# [Set task]
Out of the lines in this data, how many include "page"? Give the number and nothing else.

[Start of Recorded information]

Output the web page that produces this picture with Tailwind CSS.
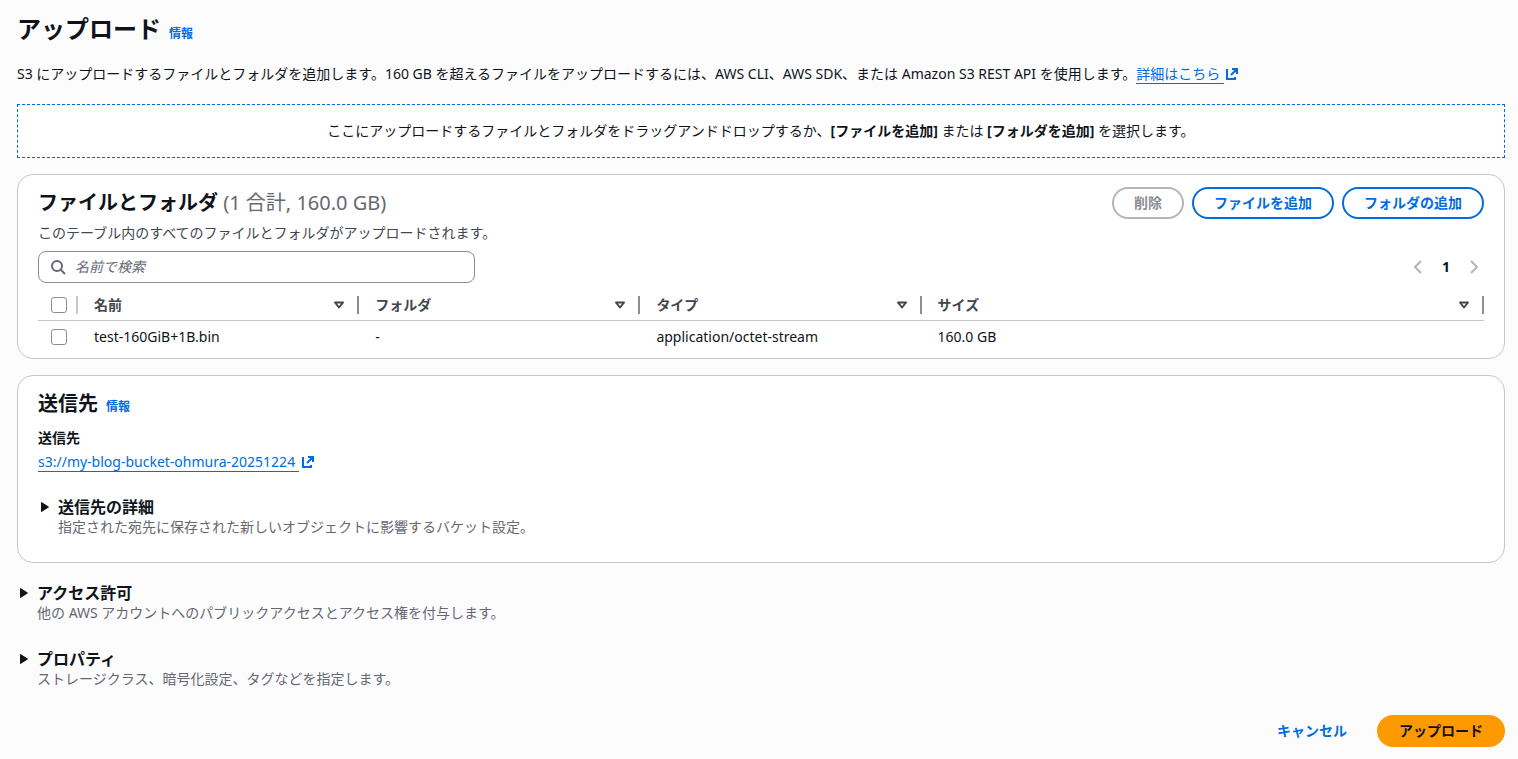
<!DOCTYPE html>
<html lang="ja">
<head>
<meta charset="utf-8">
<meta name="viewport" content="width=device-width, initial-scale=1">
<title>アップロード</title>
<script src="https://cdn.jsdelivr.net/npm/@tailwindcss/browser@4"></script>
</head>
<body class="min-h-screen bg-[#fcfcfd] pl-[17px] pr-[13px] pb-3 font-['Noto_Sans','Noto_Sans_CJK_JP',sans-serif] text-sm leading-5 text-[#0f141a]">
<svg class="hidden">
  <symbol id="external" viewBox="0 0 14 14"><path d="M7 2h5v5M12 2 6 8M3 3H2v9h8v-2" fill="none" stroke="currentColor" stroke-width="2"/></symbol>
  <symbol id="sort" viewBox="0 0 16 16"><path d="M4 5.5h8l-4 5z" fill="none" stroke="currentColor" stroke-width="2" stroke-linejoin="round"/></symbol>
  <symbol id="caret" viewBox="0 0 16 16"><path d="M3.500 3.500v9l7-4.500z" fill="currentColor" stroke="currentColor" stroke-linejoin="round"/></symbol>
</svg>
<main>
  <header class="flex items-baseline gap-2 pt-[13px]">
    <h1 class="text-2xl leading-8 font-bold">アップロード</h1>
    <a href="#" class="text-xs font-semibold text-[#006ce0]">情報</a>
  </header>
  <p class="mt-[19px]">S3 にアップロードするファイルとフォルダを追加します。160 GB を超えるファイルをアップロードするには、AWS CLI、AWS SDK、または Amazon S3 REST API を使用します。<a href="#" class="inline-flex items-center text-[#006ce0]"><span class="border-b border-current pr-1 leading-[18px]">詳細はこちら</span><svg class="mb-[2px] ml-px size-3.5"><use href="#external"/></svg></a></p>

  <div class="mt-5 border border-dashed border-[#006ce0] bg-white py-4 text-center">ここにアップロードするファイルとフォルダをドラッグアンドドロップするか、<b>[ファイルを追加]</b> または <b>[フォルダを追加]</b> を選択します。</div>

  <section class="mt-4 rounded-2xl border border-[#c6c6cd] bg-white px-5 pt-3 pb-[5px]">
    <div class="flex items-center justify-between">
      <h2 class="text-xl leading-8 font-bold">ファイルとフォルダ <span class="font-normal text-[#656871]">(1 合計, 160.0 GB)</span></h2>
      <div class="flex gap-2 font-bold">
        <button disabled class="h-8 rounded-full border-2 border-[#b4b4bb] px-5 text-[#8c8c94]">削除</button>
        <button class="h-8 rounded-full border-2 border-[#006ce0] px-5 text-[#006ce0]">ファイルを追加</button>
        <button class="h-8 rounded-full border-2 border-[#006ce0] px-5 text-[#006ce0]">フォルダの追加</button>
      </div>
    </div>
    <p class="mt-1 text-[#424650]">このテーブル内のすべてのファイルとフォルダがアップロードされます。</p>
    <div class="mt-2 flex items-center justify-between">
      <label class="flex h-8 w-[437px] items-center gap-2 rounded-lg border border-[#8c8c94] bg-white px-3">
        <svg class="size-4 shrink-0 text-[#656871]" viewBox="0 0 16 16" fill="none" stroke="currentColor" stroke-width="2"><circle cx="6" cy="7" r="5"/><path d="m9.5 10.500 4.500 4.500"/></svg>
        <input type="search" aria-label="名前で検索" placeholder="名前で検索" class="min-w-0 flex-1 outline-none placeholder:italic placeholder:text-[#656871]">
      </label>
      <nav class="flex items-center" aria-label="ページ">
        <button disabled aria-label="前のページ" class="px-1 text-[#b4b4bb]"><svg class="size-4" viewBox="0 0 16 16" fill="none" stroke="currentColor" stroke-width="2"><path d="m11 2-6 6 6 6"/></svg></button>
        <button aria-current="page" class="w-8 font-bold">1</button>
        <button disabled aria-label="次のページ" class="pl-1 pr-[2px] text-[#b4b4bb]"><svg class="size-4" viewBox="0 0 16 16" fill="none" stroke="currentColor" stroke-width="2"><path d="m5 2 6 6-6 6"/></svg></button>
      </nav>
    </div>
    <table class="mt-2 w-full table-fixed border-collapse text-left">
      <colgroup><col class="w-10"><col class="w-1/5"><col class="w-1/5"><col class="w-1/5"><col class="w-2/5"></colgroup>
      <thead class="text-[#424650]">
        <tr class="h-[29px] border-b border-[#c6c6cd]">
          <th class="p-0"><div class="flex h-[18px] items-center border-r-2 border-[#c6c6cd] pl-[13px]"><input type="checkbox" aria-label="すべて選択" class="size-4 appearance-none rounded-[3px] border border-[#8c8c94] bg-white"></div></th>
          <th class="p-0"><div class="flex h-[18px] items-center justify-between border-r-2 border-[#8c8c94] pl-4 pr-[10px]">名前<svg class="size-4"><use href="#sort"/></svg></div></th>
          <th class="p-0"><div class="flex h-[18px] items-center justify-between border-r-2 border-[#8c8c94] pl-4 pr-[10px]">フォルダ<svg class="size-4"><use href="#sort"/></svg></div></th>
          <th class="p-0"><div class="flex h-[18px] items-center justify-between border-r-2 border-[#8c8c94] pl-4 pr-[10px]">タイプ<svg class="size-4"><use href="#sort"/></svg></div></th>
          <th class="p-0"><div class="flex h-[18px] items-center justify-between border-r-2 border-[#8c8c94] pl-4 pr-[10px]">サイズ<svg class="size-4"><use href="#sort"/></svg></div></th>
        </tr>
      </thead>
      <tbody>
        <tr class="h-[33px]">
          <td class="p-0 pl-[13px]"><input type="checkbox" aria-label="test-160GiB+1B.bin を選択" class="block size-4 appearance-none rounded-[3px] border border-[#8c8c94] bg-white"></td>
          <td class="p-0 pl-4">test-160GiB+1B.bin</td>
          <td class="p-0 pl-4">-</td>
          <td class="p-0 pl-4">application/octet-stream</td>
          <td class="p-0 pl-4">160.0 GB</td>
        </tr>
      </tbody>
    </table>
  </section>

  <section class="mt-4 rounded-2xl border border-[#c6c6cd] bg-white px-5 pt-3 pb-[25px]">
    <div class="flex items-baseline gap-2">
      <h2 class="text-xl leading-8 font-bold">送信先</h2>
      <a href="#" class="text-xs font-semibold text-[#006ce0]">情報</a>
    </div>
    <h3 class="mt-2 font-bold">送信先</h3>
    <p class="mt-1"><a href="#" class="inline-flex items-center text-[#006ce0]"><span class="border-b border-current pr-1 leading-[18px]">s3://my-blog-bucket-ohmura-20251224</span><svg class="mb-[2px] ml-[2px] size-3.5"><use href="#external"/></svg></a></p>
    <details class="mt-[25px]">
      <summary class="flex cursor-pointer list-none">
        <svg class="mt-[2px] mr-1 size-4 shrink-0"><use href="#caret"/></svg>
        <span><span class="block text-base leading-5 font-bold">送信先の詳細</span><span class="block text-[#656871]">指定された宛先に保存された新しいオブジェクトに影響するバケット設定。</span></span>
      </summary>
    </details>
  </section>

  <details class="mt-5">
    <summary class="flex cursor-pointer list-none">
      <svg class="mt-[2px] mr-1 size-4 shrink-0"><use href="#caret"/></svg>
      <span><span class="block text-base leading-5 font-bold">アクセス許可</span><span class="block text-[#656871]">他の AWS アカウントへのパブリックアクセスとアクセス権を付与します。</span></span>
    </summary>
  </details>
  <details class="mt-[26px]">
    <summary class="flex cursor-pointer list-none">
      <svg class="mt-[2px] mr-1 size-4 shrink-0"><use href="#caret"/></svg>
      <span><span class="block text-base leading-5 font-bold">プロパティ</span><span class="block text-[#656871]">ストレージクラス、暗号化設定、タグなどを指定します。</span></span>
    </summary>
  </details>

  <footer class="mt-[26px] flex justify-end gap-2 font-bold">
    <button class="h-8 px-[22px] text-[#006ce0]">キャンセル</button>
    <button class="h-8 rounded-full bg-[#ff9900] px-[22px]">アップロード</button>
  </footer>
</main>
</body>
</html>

[End of Recorded information]

# [Task output]
2